The Henry Hudson Bridge, a Robert Moses project, provides the northern-most escape off the island of Manhattan. (Courtesy of flickr user King Coyote)
Let me leave the subways behind for a minute and talk instead about a lesser-known branch of the MTA: MTA Bridges and Tunnels. Once the various authorities headed by Robert Moses, the MTABT came about under the consolidation of those authorities when the MTA came into existence in the 1960s. MTA Bridges and Tunnels is the largest such public authority in the nation.
While not nearly as interesting or as environmentally friendly as the subways, every now and then something Bridge and Tunnel-y comes along that strikes my fancy. The recent news about the road work on the Henry Hudson Bridge is such a story.
The bridge at the north end of Manhattan spanning the waters known as the Spuyten Duyvil Creek and I go way back. Heading to high school, I would cross that bridge every day. Leaving the city from my home on the Upper West Side, I would cross that bridge.
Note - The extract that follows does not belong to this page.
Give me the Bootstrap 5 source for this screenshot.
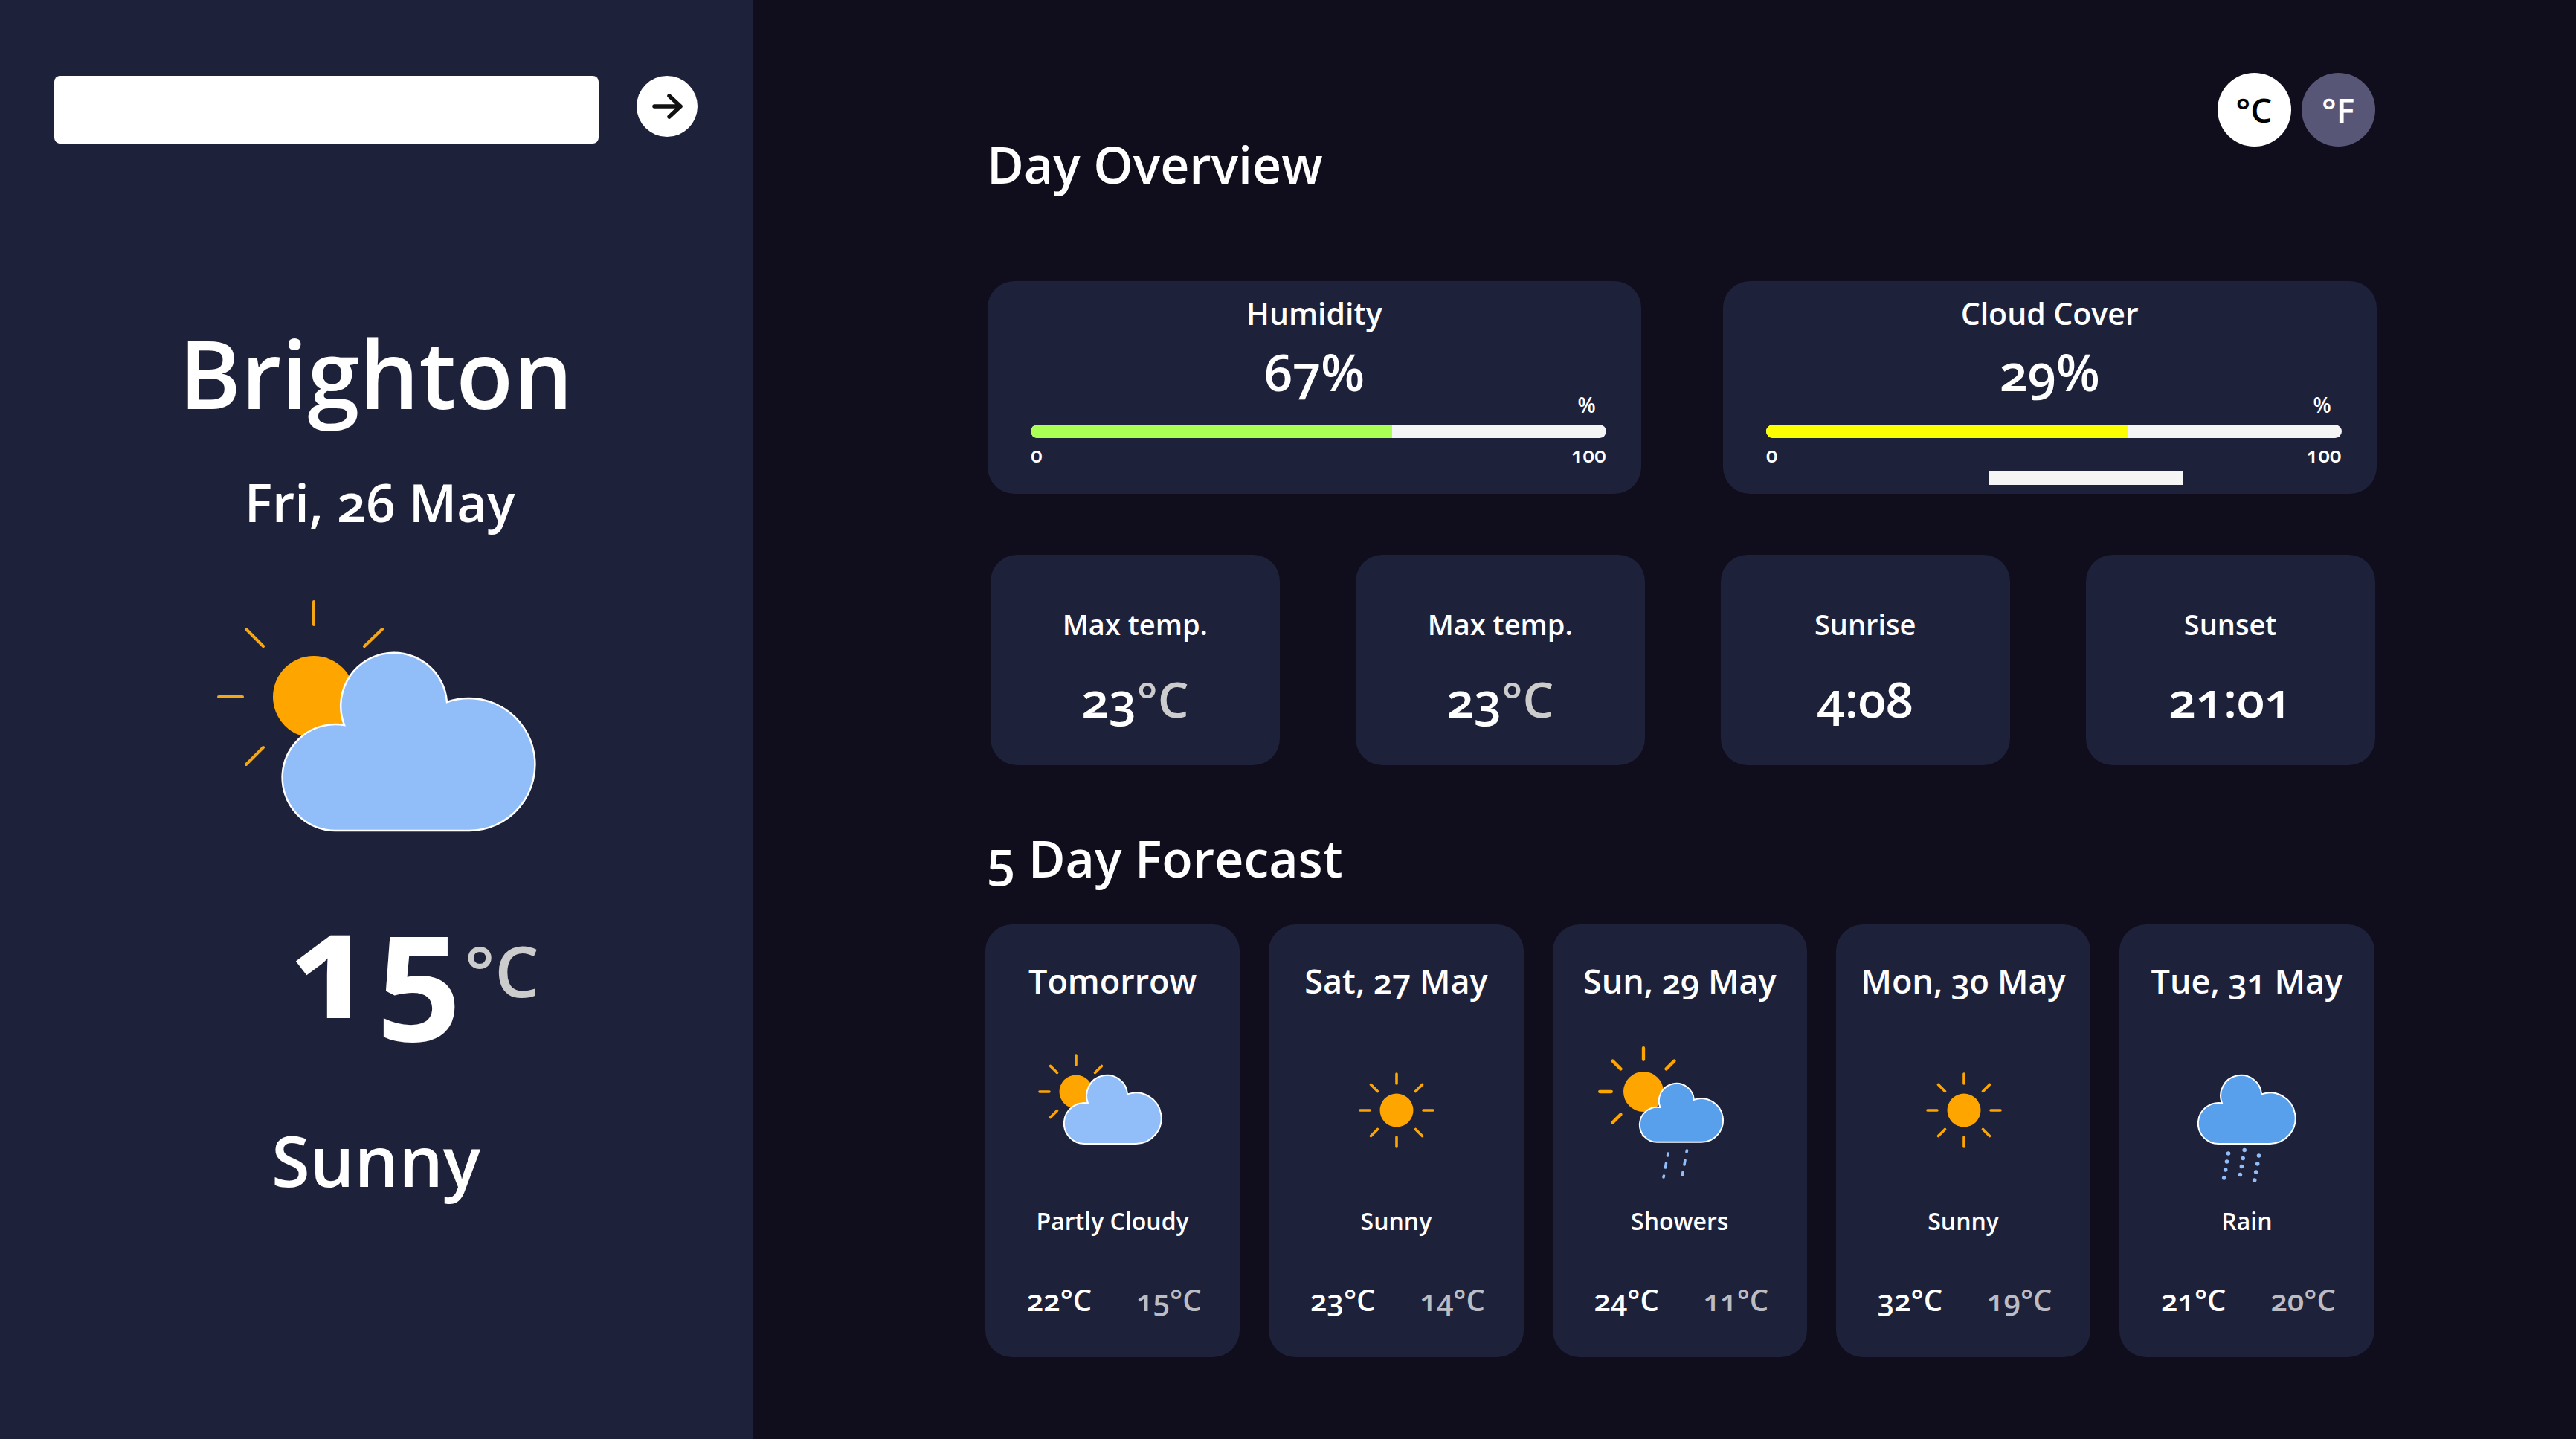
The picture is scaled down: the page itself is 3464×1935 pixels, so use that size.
<!DOCTYPE html>
<html lang="en">
<head>
<meta charset="utf-8">
<meta name="viewport" content="width=device-width, initial-scale=1">
<title>Weather - Brighton</title>
<link href="https://cdn.jsdelivr.net/npm/bootstrap@5.3.0/dist/css/bootstrap.min.css" rel="stylesheet">
<style>
  body { background: #100e1d; color: #fff; font-family: "Open Sans", "Noto Sans", sans-serif; font-weight: 600; font-variant-numeric: oldstyle-nums; }
  h1, h2, h3, p { margin: 0; font-weight: 600; }
  .side { flex: 0 0 29.25%; background: #1e213a; padding: 102px 75px 60px 73px; }
  .search-box { height: 91px; border: 0; border-radius: 8px; font-size: 38px; }
  .search-form { gap: 51px; }
  .go-btn { flex: 0 0 82px; height: 82px; background: #fff; }
  .city { font-size: 126px; line-height: 160px; margin-top: 228px; }
  .today { font-size: 70px; line-height: 88px; margin-top: 50px; padding-left: 10px; }
  .now-icon { width: 432px; height: 315px; margin-top: 86px; }
  .now-temp { font-size: 200px; line-height: 200px; margin-top: 72px; padding-left: 104px; font-weight: 700; }
  .now-unit { font-size: 94px; line-height: 100px; margin: 63px 0 0 4px; font-weight: 600; }
  .now-text { font-size: 94px; line-height: 120px; margin-top: 108px; }
  .unit-mute { color: #ccc; }
  .panel { padding: 98px 7.75vw 60px 9vw; }
  .panel-title { font-size: 68px; line-height: 80px; padding-left: 2px; }
  .top-title { margin-top: 83px; }
  .days-title { margin-top: 85px; }
  .unit-btn { width: 99px; height: 99px; padding: 0; font-size: 46px; font-weight: 600; background: #585676; color: #fff; }
  .unit-btn.active { background: #fff; color: #000; }
  .unit-set { gap: 14px; padding-right: 2px; }
  .tile { background: #1e213a; border-radius: 36px; flex: 1 1 0; min-width: 0; }
  .meters { gap: 110px; margin-top: 117px; padding-left: 3px; }
  .meter-tile { min-height: 286px; padding: 18px 47px 12px 58px; }
  .tile-label { font-size: 38px; line-height: 50px; }
  .meter-tile .tile-label { font-size: 41px; padding-right: 11px; }
  .meter-value { font-size: 68px; line-height: 60px; margin-top: 24px; padding-right: 11px; }
  .scale-text { font-size: 28px; line-height: 28px; }
  .meter-unit { padding-right: 14px; }
  .meter-bar { height: 18px; border-radius: 9px; background: #f5f5f5; margin: 13px 0 8px; }
  .bar-green { background: #aaff55; }
  .bar-yellow { background: #fbff00; }
  .bar-extra { width: 262px; height: 19px; background: #f5f5f5; margin: 8px 0 0 299px; }
  .stats { gap: 102px; margin-top: 82px; padding: 0 2px 0 7px; }
  .stat-tile { padding: 68px 0 58px; }
  .stat-value { font-size: 66px; line-height: 64px; margin-top: 43px; }
  .days { gap: 39px; margin-top: 49px; padding-right: 3px; }
  .day-tile { padding: 48px 0 51px; }
  .day-name { font-size: 45px; line-height: 56px; }
  .day-icon { width: 342px; height: 200px; margin-top: 53px; max-width: 100%; }
  .day-text { font-size: 32px; line-height: 40px; margin-top: 22px; }
  .day-temps { font-size: 40px; line-height: 50px; margin-top: 61px; margin-bottom: 1px; gap: 60px; padding-left: 4px; }
  .low { color: #bbbcc4; }
</style>
</head>
<body>
<svg width="0" height="0" class="position-absolute" aria-hidden="true">
  <defs>
    <path id="cloud" d="M72 239A71.500 71.500 0 1 1 83 97A71.500 71.500 0 1 1 221 66A89 89 0 1 1 251 239Z" stroke="#fff" vector-effect="non-scaling-stroke"/>
    <g id="sun" stroke="#ffa500" stroke-linecap="round">
      <circle r="22.500" fill="#ffa500" stroke="none"/>
      <path d="M0-36V-49M0 36V49M-36 0H-49M36 0H49M-25.500-25.500L-34.500-34.500M25.500-25.500L34.500-34.500M-25.500 25.500L-34.500 34.500M25.500 25.500L34.500 34.500" stroke-width="3.600"/>
    </g>
  </defs>
</svg>
<div class="d-flex min-vh-100">
  <aside class="side d-flex flex-column align-items-center">
    <form class="search-form d-flex align-items-start w-100">
      <input type="text" class="search-box form-control" aria-label="City">
      <button type="button" class="go-btn btn rounded-circle p-0 d-flex align-items-center justify-content-center" aria-label="Search">
        <svg width="42" height="36" viewBox="0 0 42 36" fill="none" stroke="#111" stroke-width="5.500" stroke-linecap="round" stroke-linejoin="round"><path d="M4 18H39M24 4L39 18L24 32"/></svg>
      </button>
    </form>
    <h1 class="city">Brighton</h1>
    <p class="today">Fri, 26 May</p>
    <svg class="now-icon" viewBox="290 805 432 315" aria-hidden="true">
      <circle cx="422" cy="937" r="55" fill="#ffa500"/>
      <path d="M422 809V840M331 846L354 869M514 846L490 869M294 937H326M354 1005L331 1028" stroke="#f5a615" stroke-width="4" stroke-linecap="round"/>
      <use href="#cloud" x="380" y="878" fill="#91bef8" stroke-width="2.500"/>
    </svg>
    <div class="now-temp d-flex align-items-start"><span>15</span><span class="now-unit unit-mute">°C</span></div>
    <p class="now-text">Sunny</p>
  </aside>
  <main class="panel flex-grow-1">
    <header class="d-flex justify-content-between align-items-start">
      <h2 class="panel-title top-title">Day Overview</h2>
      <div class="unit-set d-flex">
        <button type="button" class="unit-btn btn rounded-circle border-0 active">°C</button>
        <button type="button" class="unit-btn btn rounded-circle border-0">°F</button>
      </div>
    </header>
    <section class="meters d-flex">
      <div class="tile meter-tile">
        <h3 class="tile-label text-center">Humidity</h3>
        <p class="meter-value text-center">67%</p>
        <p class="scale-text meter-unit text-end">%</p>
        <div class="meter-bar progress"><div class="progress-bar bar-green" style="width: 62.8%"></div></div>
        <div class="scale-text d-flex justify-content-between"><span>0</span><span>100</span></div>
      </div>
      <div class="tile meter-tile">
        <h3 class="tile-label text-center">Cloud Cover</h3>
        <p class="meter-value text-center">29%</p>
        <p class="scale-text meter-unit text-end">%</p>
        <div class="meter-bar progress"><div class="progress-bar bar-yellow" style="width: 62.8%"></div></div>
        <div class="scale-text d-flex justify-content-between"><span>0</span><span>100</span></div>
        <div class="bar-extra"></div>
      </div>
    </section>
    <section class="stats d-flex text-center">
      <div class="tile stat-tile"><h3 class="tile-label">Max temp.</h3><p class="stat-value">23<span class="unit-mute">°C</span></p></div>
      <div class="tile stat-tile"><h3 class="tile-label">Max temp.</h3><p class="stat-value">23<span class="unit-mute">°C</span></p></div>
      <div class="tile stat-tile"><h3 class="tile-label">Sunrise</h3><p class="stat-value">4:08</p></div>
      <div class="tile stat-tile"><h3 class="tile-label">Sunset</h3><p class="stat-value">21:01</p></div>
    </section>
    <h2 class="panel-title days-title">5 Day Forecast</h2>
    <section class="days d-flex text-center">
      <article class="tile day-tile">
        <h3 class="day-name">Tomorrow</h3>
        <svg class="day-icon" viewBox="0 0 342 200" aria-hidden="true">
          <use href="#sun" x="122" y="68"/>
          <use href="#cloud" transform="translate(106 46) scale(.385)" fill="#91bef8" stroke-width="2"/>
        </svg>
        <p class="day-text">Partly Cloudy</p>
        <div class="day-temps d-flex justify-content-center"><span>22°C</span><span class="low">15°C</span></div>
      </article>
      <article class="tile day-tile">
        <h3 class="day-name">Sat, 27 May</h3>
        <svg class="day-icon" viewBox="0 0 342 200" aria-hidden="true"><use href="#sun" x="172" y="93"/></svg>
        <p class="day-text">Sunny</p>
        <div class="day-temps d-flex justify-content-center"><span>23°C</span><span class="low">14°C</span></div>
      </article>
      <article class="tile day-tile">
        <h3 class="day-name">Sun, 29 May</h3>
        <svg class="day-icon" viewBox="0 0 342 200" aria-hidden="true">
          <use href="#sun" transform="translate(122 68) scale(1.200)"/>
          <use href="#cloud" transform="translate(117 57) scale(.33)" fill="#589fec" stroke-width="2"/>
          <path d="M155 151L154.500 154M152.500 164L151.500 170M149.500 181L149 183M180.500 147L180 149M178 160L177 166M175 176L174.500 180" stroke="#91bef8" stroke-width="3.600" stroke-linecap="round"/>
        </svg>
        <p class="day-text">Showers</p>
        <div class="day-temps d-flex justify-content-center"><span>24°C</span><span class="low">11°C</span></div>
      </article>
      <article class="tile day-tile">
        <h3 class="day-name">Mon, 30 May</h3>
        <svg class="day-icon" viewBox="0 0 342 200" aria-hidden="true"><use href="#sun" x="172" y="93"/></svg>
        <p class="day-text">Sunny</p>
        <div class="day-temps d-flex justify-content-center"><span>32°C</span><span class="low">19°C</span></div>
      </article>
      <article class="tile day-tile">
        <h3 class="day-name">Tue, 31 May</h3>
        <svg class="day-icon" viewBox="0 0 342 200" aria-hidden="true">
          <use href="#cloud" transform="translate(106 46) scale(.385)" fill="#589fec" stroke-width="2"/>
          <g fill="#91bef8">
            <circle cx="146.500" cy="151" r="2.800"/><circle cx="144.500" cy="162" r="2.800"/><circle cx="142.700" cy="173" r="2.800"/><circle cx="140.700" cy="184" r="2.800"/>
            <circle cx="168.200" cy="146.500" r="2.800"/><circle cx="166.200" cy="157.500" r="2.800"/><circle cx="164.400" cy="168.500" r="2.800"/><circle cx="162.400" cy="179.500" r="2.800"/>
            <circle cx="187.500" cy="154" r="2.800"/><circle cx="185.700" cy="165" r="2.800"/><circle cx="183.700" cy="176" r="2.800"/><circle cx="181.700" cy="187" r="2.800"/>
          </g>
        </svg>
        <p class="day-text">Rain</p>
        <div class="day-temps d-flex justify-content-center"><span>21°C</span><span class="low">20°C</span></div>
      </article>
    </section>
  </main>
</div>
<script src="https://cdn.jsdelivr.net/npm/bootstrap@5.3.0/dist/js/bootstrap.bundle.min.js"></script>
</body>
</html>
And of course, heading back into Manhattan, I would cross the lower level of that bridge, and it would feel like riding over some rugged, back-country dirt road.
Well, no longer will that road test your car’s shocks because the MTA is going to start a three-year construction project on the original roadbed of the 70-year-old bridge. The Associated Press has more:
Crews have begun preliminary work to replace the original Depression-era lower-level deck of the Henry Hudson Bridge as part of an $84 million rehabilitation project, transit officials said Thursday.
The project will replace the four-lane lower deck of the bridge and rehabilitate the approach…The work is expected to be finished in the spring of 2010, said the Metropolitan Transportation Authority’s Bridges and Tunnels division, which operates the city’s major bridges and tunnels. It will be done in four stages as each lane is replaced, the agency said.
As anyone who has recently driven across that lower level knows, this is a project years overdue. But interestingly enough, this is the first such deck replacement since the bridge opened on Dec. 12, 1936. The upper level, as I think back to the traffic jams, had its deck replaced in 1998.
Traffic will be bad crossing this span as they tackle a lane at a time, but in the end, it will be well worth it. After 70 years of service, this bridge needs a new lower level.